**Written task:** Only a number is wanted: how many lines in the listing contain the word "that"?

**Dataset excerpts:**
'''
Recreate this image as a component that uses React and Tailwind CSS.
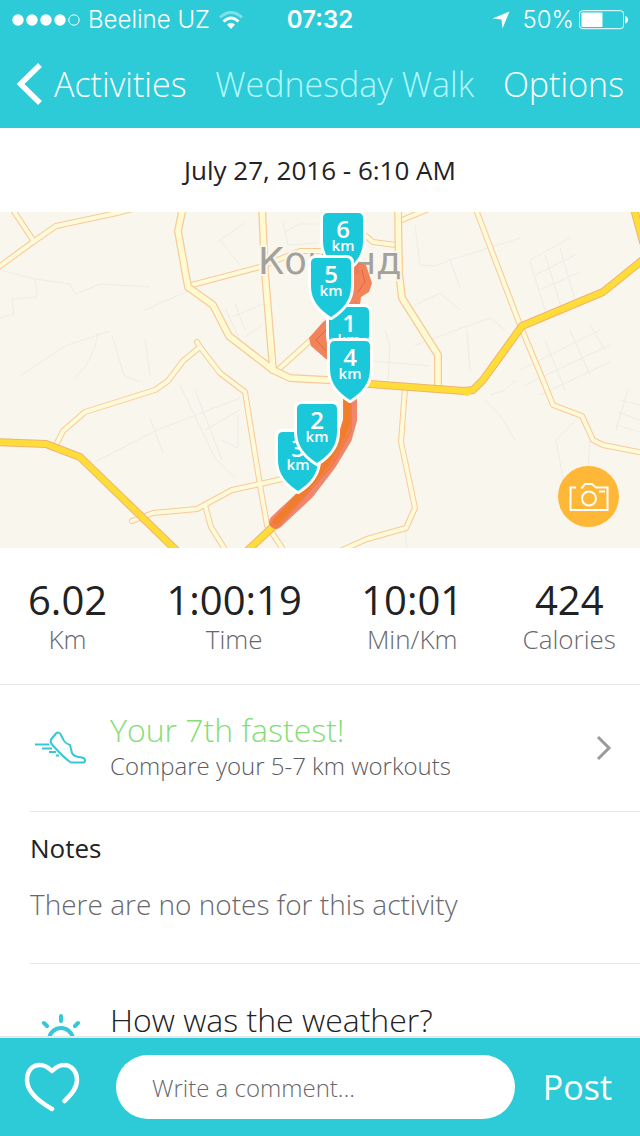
'''
'''
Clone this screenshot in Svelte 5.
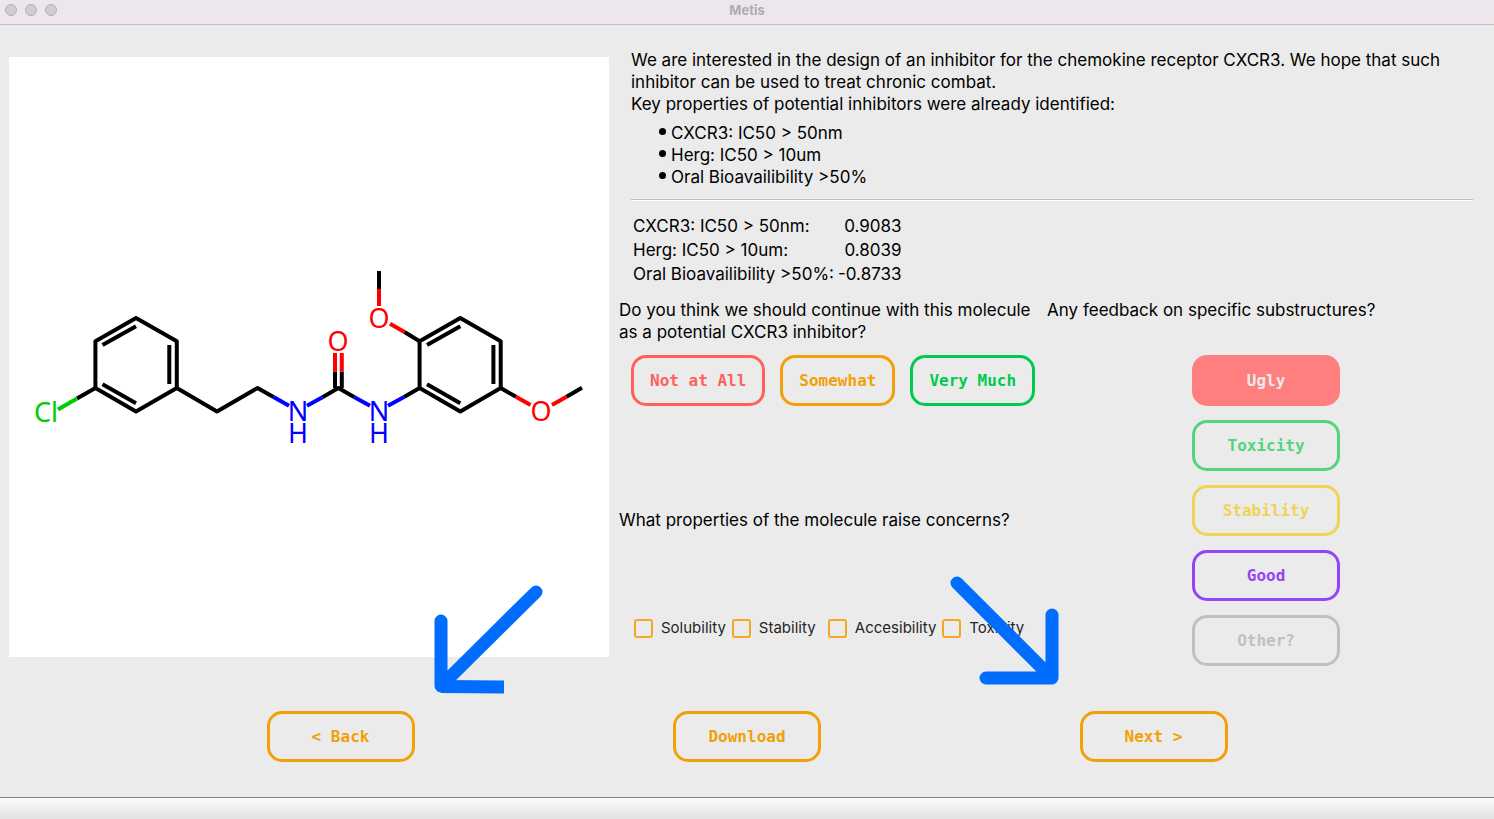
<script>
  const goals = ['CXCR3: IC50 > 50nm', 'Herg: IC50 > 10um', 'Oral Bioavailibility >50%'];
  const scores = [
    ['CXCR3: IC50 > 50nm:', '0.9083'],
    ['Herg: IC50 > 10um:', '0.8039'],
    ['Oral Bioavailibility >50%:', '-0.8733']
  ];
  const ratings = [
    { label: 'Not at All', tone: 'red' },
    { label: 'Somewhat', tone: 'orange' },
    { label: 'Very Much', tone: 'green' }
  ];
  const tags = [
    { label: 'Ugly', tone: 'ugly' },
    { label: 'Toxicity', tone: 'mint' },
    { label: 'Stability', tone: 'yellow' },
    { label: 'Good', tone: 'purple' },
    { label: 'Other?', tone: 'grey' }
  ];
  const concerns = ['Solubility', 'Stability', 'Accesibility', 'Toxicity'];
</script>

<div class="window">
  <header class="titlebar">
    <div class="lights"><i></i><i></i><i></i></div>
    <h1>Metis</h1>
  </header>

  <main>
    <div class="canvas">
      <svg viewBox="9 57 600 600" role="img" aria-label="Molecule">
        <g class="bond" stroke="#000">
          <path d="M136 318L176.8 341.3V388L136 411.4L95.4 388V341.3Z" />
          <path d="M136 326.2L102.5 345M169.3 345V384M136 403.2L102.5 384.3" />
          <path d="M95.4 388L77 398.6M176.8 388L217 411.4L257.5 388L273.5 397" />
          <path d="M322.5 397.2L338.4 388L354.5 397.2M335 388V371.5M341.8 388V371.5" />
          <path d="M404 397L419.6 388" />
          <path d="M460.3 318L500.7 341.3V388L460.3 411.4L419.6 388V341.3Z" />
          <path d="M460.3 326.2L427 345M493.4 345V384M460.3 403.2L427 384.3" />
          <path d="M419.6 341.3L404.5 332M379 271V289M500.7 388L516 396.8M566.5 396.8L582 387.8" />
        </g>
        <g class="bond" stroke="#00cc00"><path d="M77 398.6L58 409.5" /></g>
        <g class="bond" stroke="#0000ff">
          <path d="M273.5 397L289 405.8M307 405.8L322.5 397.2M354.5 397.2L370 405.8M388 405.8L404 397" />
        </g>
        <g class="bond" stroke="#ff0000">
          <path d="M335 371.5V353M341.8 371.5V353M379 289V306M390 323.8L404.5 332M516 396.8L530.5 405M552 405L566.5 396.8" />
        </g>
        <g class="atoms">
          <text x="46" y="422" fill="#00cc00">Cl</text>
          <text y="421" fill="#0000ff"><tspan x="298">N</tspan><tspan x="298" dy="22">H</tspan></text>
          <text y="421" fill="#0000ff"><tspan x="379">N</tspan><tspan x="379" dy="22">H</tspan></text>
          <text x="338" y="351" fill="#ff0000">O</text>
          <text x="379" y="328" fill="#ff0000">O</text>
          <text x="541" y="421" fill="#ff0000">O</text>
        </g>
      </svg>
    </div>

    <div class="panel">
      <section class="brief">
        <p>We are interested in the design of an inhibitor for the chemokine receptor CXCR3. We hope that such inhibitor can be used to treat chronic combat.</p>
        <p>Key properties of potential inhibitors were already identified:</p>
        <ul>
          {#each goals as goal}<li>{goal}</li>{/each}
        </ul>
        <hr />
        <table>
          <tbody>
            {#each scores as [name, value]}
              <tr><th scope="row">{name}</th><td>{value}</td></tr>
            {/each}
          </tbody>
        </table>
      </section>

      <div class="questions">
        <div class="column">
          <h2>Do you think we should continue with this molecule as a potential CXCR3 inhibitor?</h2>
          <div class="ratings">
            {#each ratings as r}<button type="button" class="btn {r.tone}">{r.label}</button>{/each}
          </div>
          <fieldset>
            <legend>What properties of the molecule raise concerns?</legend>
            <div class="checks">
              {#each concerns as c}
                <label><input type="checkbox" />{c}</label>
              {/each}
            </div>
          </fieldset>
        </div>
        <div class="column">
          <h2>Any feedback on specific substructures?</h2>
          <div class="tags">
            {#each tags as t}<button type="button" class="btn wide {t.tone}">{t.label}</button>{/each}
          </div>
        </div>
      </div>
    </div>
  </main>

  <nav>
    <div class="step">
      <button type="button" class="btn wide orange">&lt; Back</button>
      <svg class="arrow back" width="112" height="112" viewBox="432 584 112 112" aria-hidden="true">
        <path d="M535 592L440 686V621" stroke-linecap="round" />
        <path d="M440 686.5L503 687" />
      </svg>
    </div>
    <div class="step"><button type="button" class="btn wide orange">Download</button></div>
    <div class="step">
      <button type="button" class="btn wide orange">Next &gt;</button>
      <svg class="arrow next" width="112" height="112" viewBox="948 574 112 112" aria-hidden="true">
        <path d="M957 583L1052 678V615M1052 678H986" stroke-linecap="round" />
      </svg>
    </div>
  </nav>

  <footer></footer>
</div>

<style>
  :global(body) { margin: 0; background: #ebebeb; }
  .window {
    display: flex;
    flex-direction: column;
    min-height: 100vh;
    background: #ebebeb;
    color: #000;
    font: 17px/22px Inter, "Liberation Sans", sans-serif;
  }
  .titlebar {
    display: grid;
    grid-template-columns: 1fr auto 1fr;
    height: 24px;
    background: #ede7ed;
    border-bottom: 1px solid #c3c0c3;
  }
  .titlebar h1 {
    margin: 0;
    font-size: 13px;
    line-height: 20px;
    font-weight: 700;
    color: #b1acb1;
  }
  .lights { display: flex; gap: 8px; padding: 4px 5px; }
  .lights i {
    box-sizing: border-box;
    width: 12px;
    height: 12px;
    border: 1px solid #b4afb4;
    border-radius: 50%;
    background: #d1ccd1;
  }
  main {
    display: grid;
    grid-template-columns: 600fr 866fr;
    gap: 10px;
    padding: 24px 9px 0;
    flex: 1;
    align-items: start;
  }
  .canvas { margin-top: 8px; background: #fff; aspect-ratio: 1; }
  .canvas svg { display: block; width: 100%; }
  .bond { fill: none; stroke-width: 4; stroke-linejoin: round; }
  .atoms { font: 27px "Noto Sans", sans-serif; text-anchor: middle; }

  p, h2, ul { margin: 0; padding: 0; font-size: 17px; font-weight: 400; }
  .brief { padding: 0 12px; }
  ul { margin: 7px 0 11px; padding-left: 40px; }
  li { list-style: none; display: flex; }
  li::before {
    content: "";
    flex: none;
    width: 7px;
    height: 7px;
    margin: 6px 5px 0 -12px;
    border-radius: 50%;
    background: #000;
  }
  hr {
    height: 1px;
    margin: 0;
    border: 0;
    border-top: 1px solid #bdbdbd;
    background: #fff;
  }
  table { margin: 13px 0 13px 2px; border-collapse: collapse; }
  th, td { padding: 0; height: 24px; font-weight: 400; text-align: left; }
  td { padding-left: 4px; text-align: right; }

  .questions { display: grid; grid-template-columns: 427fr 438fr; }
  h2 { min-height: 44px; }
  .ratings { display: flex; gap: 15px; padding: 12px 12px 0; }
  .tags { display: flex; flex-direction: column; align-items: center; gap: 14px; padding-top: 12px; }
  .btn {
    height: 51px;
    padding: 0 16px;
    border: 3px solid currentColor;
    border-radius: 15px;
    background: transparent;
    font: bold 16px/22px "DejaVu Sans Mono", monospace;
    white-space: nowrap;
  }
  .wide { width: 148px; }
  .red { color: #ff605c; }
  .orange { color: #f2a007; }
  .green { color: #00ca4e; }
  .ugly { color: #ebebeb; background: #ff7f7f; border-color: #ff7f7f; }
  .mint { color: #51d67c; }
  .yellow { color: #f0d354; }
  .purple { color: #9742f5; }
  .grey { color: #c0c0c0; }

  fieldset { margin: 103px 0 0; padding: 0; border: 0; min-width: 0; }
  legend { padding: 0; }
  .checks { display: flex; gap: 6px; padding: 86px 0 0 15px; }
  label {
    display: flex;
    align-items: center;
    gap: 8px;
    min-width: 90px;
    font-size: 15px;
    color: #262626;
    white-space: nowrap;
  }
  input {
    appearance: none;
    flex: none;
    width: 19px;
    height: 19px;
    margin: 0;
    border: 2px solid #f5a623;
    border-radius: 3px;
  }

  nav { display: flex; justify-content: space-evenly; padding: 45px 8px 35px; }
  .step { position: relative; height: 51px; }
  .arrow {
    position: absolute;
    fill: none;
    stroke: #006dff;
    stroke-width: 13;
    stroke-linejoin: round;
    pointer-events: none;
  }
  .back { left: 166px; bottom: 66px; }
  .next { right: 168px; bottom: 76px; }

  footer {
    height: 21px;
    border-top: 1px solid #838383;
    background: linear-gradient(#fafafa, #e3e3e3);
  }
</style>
'''
**Response to this task:** 2